::: The input

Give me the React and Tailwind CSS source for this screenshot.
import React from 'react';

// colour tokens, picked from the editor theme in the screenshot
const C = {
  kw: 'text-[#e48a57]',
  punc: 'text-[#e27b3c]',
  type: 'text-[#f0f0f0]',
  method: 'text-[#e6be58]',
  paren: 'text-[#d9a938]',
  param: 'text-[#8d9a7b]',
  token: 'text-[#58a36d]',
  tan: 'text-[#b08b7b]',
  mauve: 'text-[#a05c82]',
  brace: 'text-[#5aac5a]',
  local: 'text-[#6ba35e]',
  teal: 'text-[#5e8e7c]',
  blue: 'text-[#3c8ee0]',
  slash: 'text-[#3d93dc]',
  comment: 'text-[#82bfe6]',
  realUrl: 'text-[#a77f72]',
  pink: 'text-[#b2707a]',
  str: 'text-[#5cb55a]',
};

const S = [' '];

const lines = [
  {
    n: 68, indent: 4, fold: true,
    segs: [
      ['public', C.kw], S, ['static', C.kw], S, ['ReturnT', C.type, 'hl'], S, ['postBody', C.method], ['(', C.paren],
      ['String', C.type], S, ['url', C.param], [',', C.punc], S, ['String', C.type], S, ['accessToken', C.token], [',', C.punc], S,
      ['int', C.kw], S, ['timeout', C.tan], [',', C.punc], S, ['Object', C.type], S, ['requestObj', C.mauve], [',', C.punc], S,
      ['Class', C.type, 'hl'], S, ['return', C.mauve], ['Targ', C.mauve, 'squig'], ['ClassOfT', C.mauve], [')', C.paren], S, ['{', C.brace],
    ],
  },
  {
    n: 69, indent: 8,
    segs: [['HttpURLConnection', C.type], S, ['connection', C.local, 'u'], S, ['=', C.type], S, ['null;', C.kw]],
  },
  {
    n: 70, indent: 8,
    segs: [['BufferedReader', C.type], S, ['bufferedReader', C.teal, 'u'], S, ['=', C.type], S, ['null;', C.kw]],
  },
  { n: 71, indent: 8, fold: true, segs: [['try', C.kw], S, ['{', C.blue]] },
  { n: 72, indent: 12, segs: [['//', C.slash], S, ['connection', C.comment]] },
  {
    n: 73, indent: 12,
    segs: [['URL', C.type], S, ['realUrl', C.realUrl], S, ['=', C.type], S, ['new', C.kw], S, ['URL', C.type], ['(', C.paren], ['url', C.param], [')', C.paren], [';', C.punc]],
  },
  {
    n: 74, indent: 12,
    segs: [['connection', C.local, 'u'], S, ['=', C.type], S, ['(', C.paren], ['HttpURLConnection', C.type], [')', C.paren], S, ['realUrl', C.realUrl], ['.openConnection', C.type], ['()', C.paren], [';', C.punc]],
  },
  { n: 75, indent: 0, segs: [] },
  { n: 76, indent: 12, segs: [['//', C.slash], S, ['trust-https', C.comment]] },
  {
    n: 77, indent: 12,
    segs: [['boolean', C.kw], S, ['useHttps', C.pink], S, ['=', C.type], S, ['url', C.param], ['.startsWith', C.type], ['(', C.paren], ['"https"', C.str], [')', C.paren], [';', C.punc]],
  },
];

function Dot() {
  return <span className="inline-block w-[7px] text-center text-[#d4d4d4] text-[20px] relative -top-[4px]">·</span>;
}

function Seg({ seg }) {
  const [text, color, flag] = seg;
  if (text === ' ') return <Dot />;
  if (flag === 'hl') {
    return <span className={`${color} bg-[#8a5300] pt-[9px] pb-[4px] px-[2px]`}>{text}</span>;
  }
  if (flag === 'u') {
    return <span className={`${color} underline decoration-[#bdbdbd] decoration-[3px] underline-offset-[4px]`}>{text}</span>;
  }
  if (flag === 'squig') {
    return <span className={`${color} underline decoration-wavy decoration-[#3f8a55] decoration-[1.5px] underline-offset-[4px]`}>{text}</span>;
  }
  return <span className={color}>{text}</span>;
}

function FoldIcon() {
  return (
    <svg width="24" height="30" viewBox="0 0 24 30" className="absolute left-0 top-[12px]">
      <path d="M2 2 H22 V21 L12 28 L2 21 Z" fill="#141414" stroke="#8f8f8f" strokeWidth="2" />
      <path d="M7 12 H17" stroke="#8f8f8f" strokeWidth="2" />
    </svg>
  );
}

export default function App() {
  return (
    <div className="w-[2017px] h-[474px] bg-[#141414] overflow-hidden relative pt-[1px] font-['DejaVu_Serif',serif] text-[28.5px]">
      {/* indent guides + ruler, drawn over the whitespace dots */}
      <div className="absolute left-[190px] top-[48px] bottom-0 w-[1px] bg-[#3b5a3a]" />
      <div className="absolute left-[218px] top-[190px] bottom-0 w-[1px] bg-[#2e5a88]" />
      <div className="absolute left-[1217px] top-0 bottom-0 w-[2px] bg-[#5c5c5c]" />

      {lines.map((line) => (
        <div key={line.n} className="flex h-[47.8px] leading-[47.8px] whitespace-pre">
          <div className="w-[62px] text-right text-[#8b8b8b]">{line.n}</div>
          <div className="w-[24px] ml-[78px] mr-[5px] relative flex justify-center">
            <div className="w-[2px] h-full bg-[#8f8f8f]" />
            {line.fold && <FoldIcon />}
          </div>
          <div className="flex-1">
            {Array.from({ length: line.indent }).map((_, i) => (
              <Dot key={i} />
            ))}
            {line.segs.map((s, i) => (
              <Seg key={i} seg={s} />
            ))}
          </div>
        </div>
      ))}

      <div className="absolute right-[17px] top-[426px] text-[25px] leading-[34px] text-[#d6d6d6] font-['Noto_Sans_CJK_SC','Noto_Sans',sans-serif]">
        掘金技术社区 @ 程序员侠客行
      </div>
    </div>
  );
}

::::::
::: The input

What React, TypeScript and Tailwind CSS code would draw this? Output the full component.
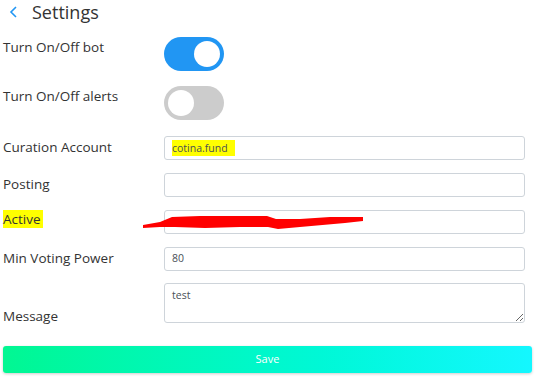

::::::

__The task__. Count the lines in the records above that hold the word "React", and give only that number.

__Task output__. 3